Li, State Council draft guidelines to encourage innovation in burgeoning sector
A guideline to further boost China’s sharing economy was approved on Wednesday at a State Council executive meeting chaired by Premier Li Keqiang.
Under the guideline, the growing sector will have easier access, greater policy transparency and better protection of legitimate rights for platform companies, resource providers and consumers. The guideline is aimed at creating an environment that enables and sustains innovation.
“We should give credit to the sharing economy as a reinvigorating force in China’s economic growth,” Li said.
The sharing economy includes areas such as bicycle-sharing services, car hailing services and even shared basketballs and phone chargers.
“The country’s sharing economy, enabled by the Internet Plus, has been instrumental in absorbing excess capacity and creating new jobs through its various new business models,” Li said.
China’s sharing economy is likely to sustain 40 percent annual growth momentum in the coming years, according to a February report by the State Information Center and the Internet Society of China.
According to the report, the market turnover of the country’s sharing economy in 2016 reached 3.45 trillion yuan ($505.4 billion), up 103 percent year-on-year.
In 2016, the sharing economy served about 600 million people in China. There were 5.85 million people who were on the payroll of sharing economy platforms, 850,000 more than in 2015, it said.
“The regulation of the sharing economy should be tolerant while prudent, as there is still much yet to be learned about new business models,” Li said. “We should avoid simply applying traditional methodology on the sharing economy.”

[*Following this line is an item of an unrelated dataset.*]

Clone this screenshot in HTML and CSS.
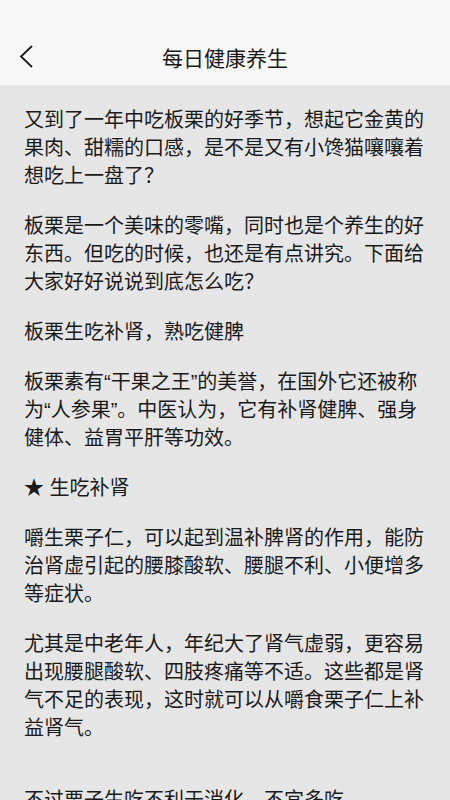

Going forward, authorities are being tasked with improving public services in terms of data sharing, government service procurement, urban planning and resources management innovation, the guideline said.

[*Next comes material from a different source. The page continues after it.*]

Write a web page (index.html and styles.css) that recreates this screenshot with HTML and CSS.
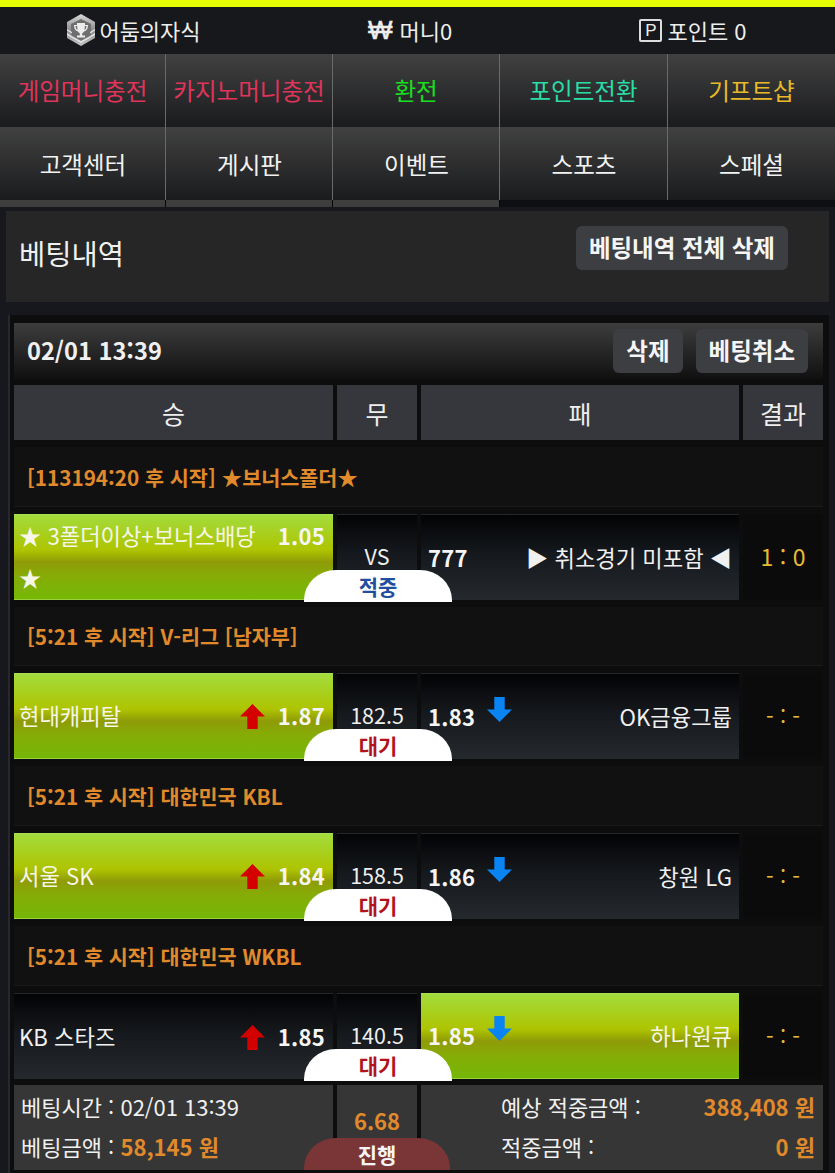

Financial institutions are being encouraged to provide innovative financial services and products tailored to the demand of companies in the sector.
The government also will get creative with taxation and other measures to facilitate the sector’s growth, especially in creating new jobs.

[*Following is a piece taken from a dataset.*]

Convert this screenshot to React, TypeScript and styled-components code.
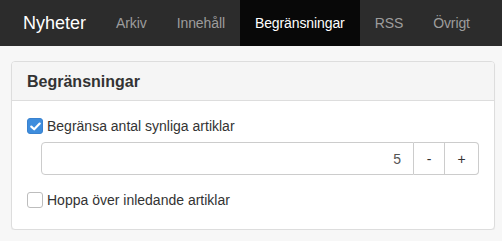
import React, { useState } from "react";
import styled, { createGlobalStyle } from "styled-components";

const GlobalStyle = createGlobalStyle`
  html, body {
    margin: 0;
    padding: 0;
    background: #f7f7f7;
    font-family: "Liberation Sans", Arial, sans-serif;
    font-size: 14px;
    color: #333;
  }
`;

const Navbar = styled.nav`
  display: flex;
  align-items: stretch;
  height: 46px;
  padding-left: 8px;
  background: #2c2c2c;
`;

const Brand = styled.a`
  display: flex;
  align-items: center;
  padding: 0 15px;
  font-size: 18px;
  color: #fff;
  text-decoration: none;
`;

const NavItem = styled.a<{ $active?: boolean }>`
  display: flex;
  align-items: center;
  padding: 0 15px;
  font-size: 14px;
  letter-spacing: -0.1px;
  text-decoration: none;
  color: ${(p) => (p.$active ? "#fff" : "#9d9d9d")};
  background: ${(p) => (p.$active ? "#080808" : "transparent")};
`;

const Page = styled.main`
  padding: 15px 7px 0 11px;
`;

const Panel = styled.section`
  background: #fff;
  border: 1px solid #ddd;
  border-radius: 4px;
  box-shadow: 0 1px 1px rgba(0, 0, 0, 0.05);
`;

const PanelHeading = styled.div`
  height: 38px;
  display: flex;
  align-items: center;
  padding: 0 15px;
  background: #f5f5f5;
  border-bottom: 1px solid #ddd;
  border-radius: 3px 3px 0 0;
`;

const PanelTitle = styled.h3`
  margin: 2px 0 0;
  font-size: 16px;
  font-weight: bold;
  color: #333;
`;

const PanelBody = styled.div`
  display: flex;
  flex-direction: column;
  padding: 15px 15px 19px;
`;

const CheckRow = styled.label`
  display: flex;
  align-items: center;
  gap: 4px;
  height: 20px;
  cursor: pointer;
  color: #333;
`;

const Box = styled.span<{ $checked: boolean }>`
  width: 16px;
  height: 16px;
  box-sizing: border-box;
  border-radius: 3px;
  display: flex;
  align-items: center;
  justify-content: center;
  background: ${(p) => (p.$checked ? "#3e8ddd" : "#fff")};
  border: 1px solid ${(p) => (p.$checked ? "#3a82cf" : "#bdbdbd")};
`;

const InputGroup = styled.div`
  display: flex;
  height: 33px;
  margin: 6px 0 15px 14px;
  box-sizing: border-box;
`;

const NumberField = styled.input`
  flex: 1;
  min-width: 0;
  box-sizing: border-box;
  height: 100%;
  border: 1px solid #ccc;
  border-radius: 4px 0 0 4px;
  padding: 0 12px;
  text-align: right;
  font-family: inherit;
  font-size: 14px;
  color: #555;
  outline: none;
`;

const StepButton = styled.button<{ $last?: boolean }>`
  width: ${(p) => (p.$last ? 34 : 31)}px;
  height: 100%;
  border: 1px solid #ccc;
  border-left: none;
  border-radius: ${(p) => (p.$last ? "0 4px 4px 0" : "0")};
  background: #fff;
  font-family: inherit;
  font-size: 14px;
  color: #333;
  padding: 0;
  cursor: pointer;
`;

function Check({ checked, onToggle, label }: { checked: boolean; onToggle: () => void; label: string }) {
  return (
    <CheckRow onClick={onToggle}>
      <Box $checked={checked}>
        {checked && (
          <svg width="11" height="9" viewBox="0 0 11 9">
            <path d="M1.3 4.6 L4.2 7.3 L9.7 1.6" fill="none" stroke="#fff" strokeWidth="2.2" strokeLinecap="round" strokeLinejoin="round" />
          </svg>
        )}
      </Box>
      <span>{label}</span>
    </CheckRow>
  );
}

export default function App() {
  const [limit, setLimit] = useState(true);
  const [skip, setSkip] = useState(false);
  const [count, setCount] = useState(5);
  const tabs = ["Arkiv", "Innehåll", "Begränsningar", "RSS", "Övrigt"];

  return (
    <>
      <GlobalStyle />
      <Navbar>
        <Brand>Nyheter</Brand>
        {tabs.map((t) => (
          <NavItem key={t} $active={t === "Begränsningar"}>
            {t}
          </NavItem>
        ))}
      </Navbar>
      <Page>
        <Panel>
          <PanelHeading>
            <PanelTitle>Begränsningar</PanelTitle>
          </PanelHeading>
          <PanelBody>
            <Check checked={limit} onToggle={() => setLimit(!limit)} label="Begränsa antal synliga artiklar" />
            <InputGroup>
              <NumberField value={count} onChange={(e) => setCount(Number(e.target.value) || 0)} />
              <StepButton onClick={() => setCount(count - 1)}>-</StepButton>
              <StepButton $last onClick={() => setCount(count + 1)}>+</StepButton>
            </InputGroup>
            <Check checked={skip} onToggle={() => setSkip(!skip)} label="Hoppa över inledande artiklar" />
          </PanelBody>
        </Panel>
      </Page>
    </>
  );
}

Companies with cutting edge products are being encouraged to go global, establish their presences and build brand names.
However, companies that improperly manage their businesses — including illegally disclosing or abusing the personal information of consumers and illegally competing in the market — will face the full weight of law, the State Council decided.
“China is a country vast in size and with diversified demands, still industrializing and urbanizing. There are a lot of resources and capacities that could be put to better uses,” Li said.
“Government at different levels should take the initiative with the big picture in mind, striking a balance between ‘enabling’ regulation and risk preparedness, in our effort to build a level playing field for all to compete and excel.”
According to the February report, the sharing economy has covered areas such as transportation, housing, medical services and manufacturing. Its integration with the real economy has been accelerated, as the sharing model helps eliminate outdated production capacities, expand effective supplies and move traditional industries to high-end industries, the report said.